[BEGIN]

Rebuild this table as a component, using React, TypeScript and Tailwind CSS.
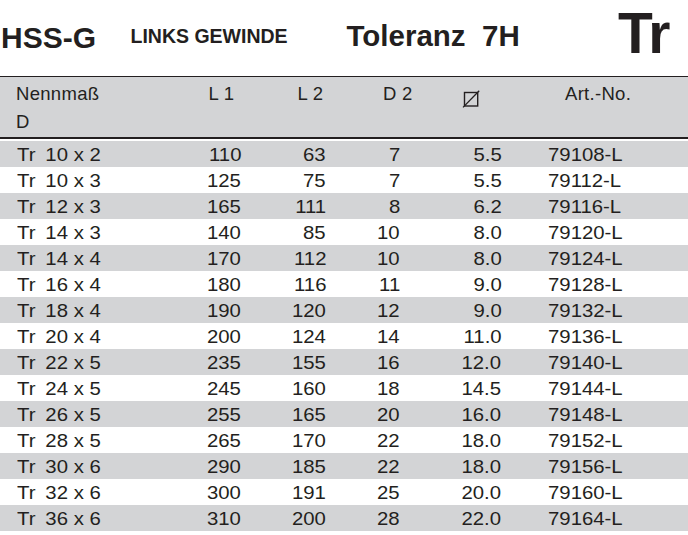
import React from "react";

const rows: [string, string, string, string, string, string][] = [
  ["10 x 2", "110", "63", "7", "5.5", "79108-L"],
  ["10 x 3", "125", "75", "7", "5.5", "79112-L"],
  ["12 x 3", "165", "111", "8", "6.2", "79116-L"],
  ["14 x 3", "140", "85", "10", "8.0", "79120-L"],
  ["14 x 4", "170", "112", "10", "8.0", "79124-L"],
  ["16 x 4", "180", "116", "11", "9.0", "79128-L"],
  ["18 x 4", "190", "120", "12", "9.0", "79132-L"],
  ["20 x 4", "200", "124", "14", "11.0", "79136-L"],
  ["22 x 5", "235", "155", "16", "12.0", "79140-L"],
  ["24 x 5", "245", "160", "18", "14.5", "79144-L"],
  ["26 x 5", "255", "165", "20", "16.0", "79148-L"],
  ["28 x 5", "265", "170", "22", "18.0", "79152-L"],
  ["30 x 6", "290", "185", "22", "18.0", "79156-L"],
  ["32 x 6", "300", "191", "25", "20.0", "79160-L"],
  ["36 x 6", "310", "200", "28", "22.0", "79164-L"],
];

function DiameterIcon() {
  return (
    <svg width="18" height="18" viewBox="0 0 18 18" className="mt-[13px]">
      <rect x="2.5" y="2.5" width="13.2" height="13.5" fill="none" stroke="#231f20" strokeWidth="1.4" />
      <line x1="1" y1="17.4" x2="17.2" y2="0.8" stroke="#231f20" strokeWidth="1.3" />
    </svg>
  );
}

function R({ children }: { children: React.ReactNode }) {
  return <span className="inline-block scale-x-[1.1] origin-right">{children}</span>;
}

export default function App() {
  return (
    <div className="w-[688px] h-[535px] bg-white overflow-hidden text-[#231f20] font-['Liberation_Sans',Arial,sans-serif]">
      {/* Title row */}
      <div className="flex h-[76px] font-bold">
        <div className="w-[130.5px] shrink-0 pl-[1px] pt-[22.6px] text-[30px] leading-none">HSS-G</div>
        <div className="w-[216px] shrink-0 pt-[26.8px] text-[19.5px] leading-none">LINKS GEWINDE</div>
        <div className="w-[271.5px] shrink-0 pt-[21px] text-[29.5px] leading-none whitespace-pre">Toleranz  7H</div>
        <div className="shrink-0 pt-[5px] text-[57px] leading-none tracking-[-1.5px]">Tr</div>
      </div>
      {/* Header */}
      <div className="border-t border-[#231f20] h-[63px] bg-[#d3d4d6] border-b-2 flex text-[18.5px] leading-[28px] tracking-[0.3px]">
        <div className="w-[208.5px] shrink-0 pl-[16px] pt-[3px]">
          <div>Nennmaß</div>
          <div>D</div>
        </div>
        <div className="w-[89px] shrink-0 pt-[3px]">L 1</div>
        <div className="w-[85.5px] shrink-0 pt-[3px]">L 2</div>
        <div className="w-[79px] shrink-0 pt-[3px]">D 2</div>
        <div className="w-[103px] shrink-0">
          <DiameterIcon />
        </div>
        <div className="shrink-0 pt-[3px]">Art.-No.</div>
      </div>
      {/* Body */}
      <div className="pt-[2px] text-[18.5px] leading-[28px]">
        {rows.map((r, i) => (
          <div key={i} className={`flex h-[26px] ${i % 2 === 0 ? "bg-[#d3d4d6]" : "bg-white"}`}>
            <div className="w-[190px] shrink-0 pl-[17px] whitespace-nowrap">
              <span className="inline-block scale-x-[1.1] origin-left">
                <span>Tr</span>
                <span className="ml-[9px]">{r[0]}</span>
              </span>
            </div>
            <div className="w-[51px] shrink-0 text-right"><R>{r[1]}</R></div>
            <div className="w-[85px] shrink-0 text-right"><R>{r[2]}</R></div>
            <div className="w-[74px] shrink-0 text-right"><R>{r[3]}</R></div>
            <div className="w-[101.5px] shrink-0 text-right"><R>{r[4]}</R></div>
            <div className="shrink-0 pl-[46px]">
              <span className="inline-block scale-x-[1.1] origin-left">{r[5]}</span>
            </div>
          </div>
        ))}
      </div>
    </div>
  );
}
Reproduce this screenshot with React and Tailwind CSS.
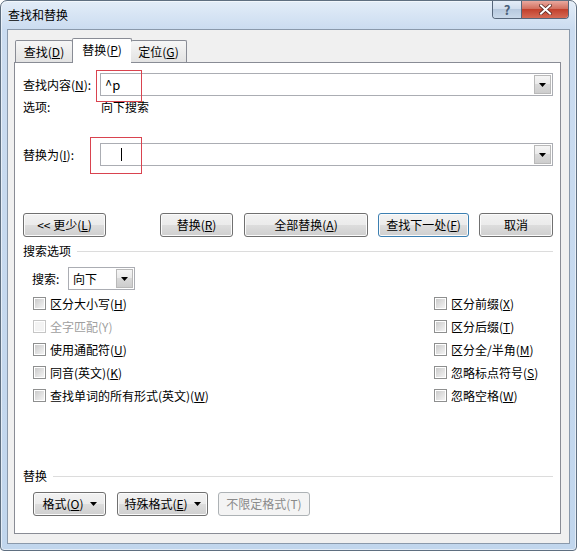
import React from 'react'

const btn =
  'h-[24px] flex items-center justify-center rounded-[3px] border border-[#707070] bg-[linear-gradient(to_bottom,#f2f2f2_0%,#ebebeb_50%,#dddddd_50%,#cfcfcf_100%)] shadow-[inset_0_0_0_1px_#fbfbfb] text-black'

function Tri() {
  return (
    <svg width="7" height="4" viewBox="0 0 7 4" className="shrink-0">
      <path d="M0 0h7L3.5 4z" fill="#000" />
    </svg>
  )
}

function DropBtn() {
  return (
    <div className="w-[17px] self-stretch flex items-center justify-center border border-[#b9b9b9] bg-[linear-gradient(to_bottom,#f5f5f5_0%,#e9e9e9_50%,#d9d9d9_50%,#cdcdcd_100%)]">
      <Tri />
    </div>
  )
}

function Check({ label, disabled }) {
  return (
    <div className="h-[23px] flex items-center">
      <div
        className={`w-[13px] h-[13px] border p-px ${disabled ? 'border-[#c6c6c6] bg-white' : 'border-[#8e8f8f] bg-white'}`}
      >
        <div
          className={`w-full h-full ${
            disabled ? 'bg-[#f3f3f3]' : 'bg-[linear-gradient(135deg,#cbcbcb,#f3f3f3)]'
          }`}
        />
      </div>
      <span className={`ml-[4px] ${disabled ? 'text-[#a0a0a0]' : 'text-black'}`}>{label}</span>
    </div>
  )
}

function Group({ title, gap }) {
  return (
    <div className="flex items-center h-[16px]">
      <span>{title}</span>
      <div className={`flex-1 h-px bg-[#dcdcdc] ${gap}`} />
    </div>
  )
}

export default function App() {
  return (
    <div className="w-[577px] h-[551px] relative flex flex-col rounded-t-[7px] rounded-b-[4px] border border-[#5f6f80] bg-[linear-gradient(to_bottom,#e3edf8_0px,#cbdcf0_28px,#c1d6ed_100%)] shadow-[inset_0_0_0_1px_rgba(255,255,255,0.55)] font-['Noto_Sans_CJK_SC',sans-serif] text-[12px] leading-[16px] text-black overflow-hidden">
      {/* title bar */}
      <div className="h-[28px] shrink-0 flex items-center pl-[7px] text-[12px] text-black">查找和替换</div>
      <div className="absolute top-0 right-[7px] flex h-[18px] rounded-b-[4px] border border-t-0 border-[#56667a] overflow-hidden">
        <div className="w-[29px] flex items-center justify-center border-r border-[#56667a] bg-[linear-gradient(to_bottom,#e4edf7_0%,#cfdcec_50%,#b7c9de_50%,#c9d9ea_100%)] text-[13px] font-bold text-[#4a5f78] leading-none">
          ?
        </div>
        <div className="w-[46px] flex items-center justify-center bg-[linear-gradient(to_bottom,#e9a99f_0%,#d2705f_45%,#c2412d_50%,#d56a55_100%)]">
          <svg width="13" height="11" viewBox="0 0 13 11">
            <path d="M2 1.5l9 8M11 1.5l-9 8" stroke="#5a2a24" strokeWidth="3.6" strokeLinecap="square" />
            <path d="M2 1.5l9 8M11 1.5l-9 8" stroke="#fff" strokeWidth="2" strokeLinecap="square" />
          </svg>
        </div>
      </div>

      {/* client area */}
      <div className="flex-1 mx-[6px] mb-[6px] border border-[#8a99ab] bg-[#f0f0f0] flex flex-col">
        {/* tabs */}
        <div className="flex items-end pt-[8px] pl-[7px] relative z-10 -mb-px">
          <div className="w-[58px] h-[22px] mb-px flex items-center justify-center border border-[#898c95] border-b-0 rounded-t-[2px] bg-[linear-gradient(to_bottom,#f6f6f6,#e3e3e3)]">
            查找(<u>D</u>)
          </div>
          <div className="w-[60px] -ml-px h-[25px] flex items-center justify-center border border-[#898c95] border-b-0 rounded-t-[2px] bg-white pb-[2px]">
            替换(<u>P</u>)
          </div>
          <div className="w-[56px] -ml-px h-[22px] mb-px flex items-center justify-center border border-[#898c95] border-b-0 border-l-0 rounded-t-[2px] bg-[linear-gradient(to_bottom,#f6f6f6,#e3e3e3)]">
            定位(<u>G</u>)
          </div>
        </div>

        {/* tab panel */}
        <div className="flex-1 ml-[6px] mr-[8px] mb-[9px] border border-[#898c95] bg-white pl-[8px] pr-[7px] flex flex-col">
          <div className="mt-[10px] flex items-center h-[23px]">
            <div className="w-[77px]">
              查找内容(<u>N</u>):
            </div>
            <div className="flex-1 h-[23px] flex border border-[#abadb3] bg-white p-px">
              <div className="flex-1 pl-[3px] flex items-center text-[13px]">^p</div>
              <DropBtn />
            </div>
          </div>

          <div className="mt-[3px] flex">
            <div className="w-[78px]">选项:</div>
            <div>向下搜索</div>
          </div>

          <div className="mt-[28px] flex items-center h-[23px]">
            <div className="w-[77px]">
              替换为(<u>I</u>):
            </div>
            <div className="flex-1 h-[23px] flex border border-[#abadb3] bg-white p-px">
              <div className="flex-1 pl-[19px] flex items-center">
                <div className="w-px h-[13px] bg-black" />
              </div>
              <DropBtn />
            </div>
          </div>

          <div className="mt-[47px] flex">
            <div className={`${btn} w-[83px]`}>
              {'<< 更少('}
              <u>L</u>)
            </div>
            <div className={`${btn} w-[73px] ml-[54px]`}>
              替换(<u>R</u>)
            </div>
            <div className={`${btn} w-[124px] ml-[11px]`}>
              全部替换(<u>A</u>)
            </div>
            <div className={`${btn} w-[91px] ml-[10px] !border-[#3c7fb1] shadow-[inset_0_0_0_1px_#aee1fa]`}>
              查找下一处(<u>F</u>)
            </div>
            <div className={`${btn} w-[74px] ml-[10px]`}>取消</div>
          </div>

          <div className="mt-[6px]">
            <Group title="搜索选项" gap="ml-[6px]" />
          </div>

          <div className="mt-[8px] flex items-center pl-[9px] h-[23px]">
            <div className="w-[36px]">搜索:</div>
            <div className="w-[67px] h-[23px] flex border border-[#abadb3] bg-white p-px">
              <div className="flex-1 pl-[3px] flex items-center">向下</div>
              <DropBtn />
            </div>
          </div>

          <div className="mt-[2px] flex">
            <div className="w-[411px] pl-[10px]">
              <Check label={<>区分大小写(<u>H</u>)</>} />
              <Check label="全字匹配(Y)" disabled />
              <Check label={<>使用通配符(<u>U</u>)</>} />
              <Check label={<>同音(英文)(<u>K</u>)</>} />
              <Check label={<>查找单词的所有形式(英文)(<u>W</u>)</>} />
            </div>
            <div className="flex-1">
              <Check label={<>区分前缀(<u>X</u>)</>} />
              <Check label={<>区分后缀(<u>T</u>)</>} />
              <Check label={<>区分全/半角(<u>M</u>)</>} />
              <Check label={<>忽略标点符号(<u>S</u>)</>} />
              <Check label={<>忽略空格(<u>W</u>)</>} />
            </div>
          </div>

          <div className="mt-[61px]">
            <Group title="替换" gap="ml-[6px]" />
          </div>

          <div className="mt-[8px] flex pl-[10px]">
            <div className={`${btn} w-[73px] gap-[6px]`}>
              <span>
                格式(<u>O</u>)
              </span>
              <Tri />
            </div>
            <div className={`${btn} w-[91px] ml-[11px] gap-[6px]`}>
              <span>
                特殊格式(<u>E</u>)
              </span>
              <Tri />
            </div>
            <div className="h-[24px] w-[92px] ml-[10px] flex items-center justify-center rounded-[3px] border border-[#adb2b5] bg-[#f4f4f4] text-[#8a8a8a]">
              不限定格式(T)
            </div>
          </div>
        </div>
      </div>

      {/* red annotation boxes */}
      <div className="absolute left-[95px] top-[69px] w-[46px] h-[32px] border-[1.5px] border-[#d9434f]" />
      <div className="absolute left-[89px] top-[136px] w-[52px] h-[37px] border-[1.5px] border-[#d9434f]" />
    </div>
  )
}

[END]

§ EXERCISE PROMPT: Only the number should be given: how many lines of the data contain the word "Tailwind"?

§ CORRECT ANSWER: 2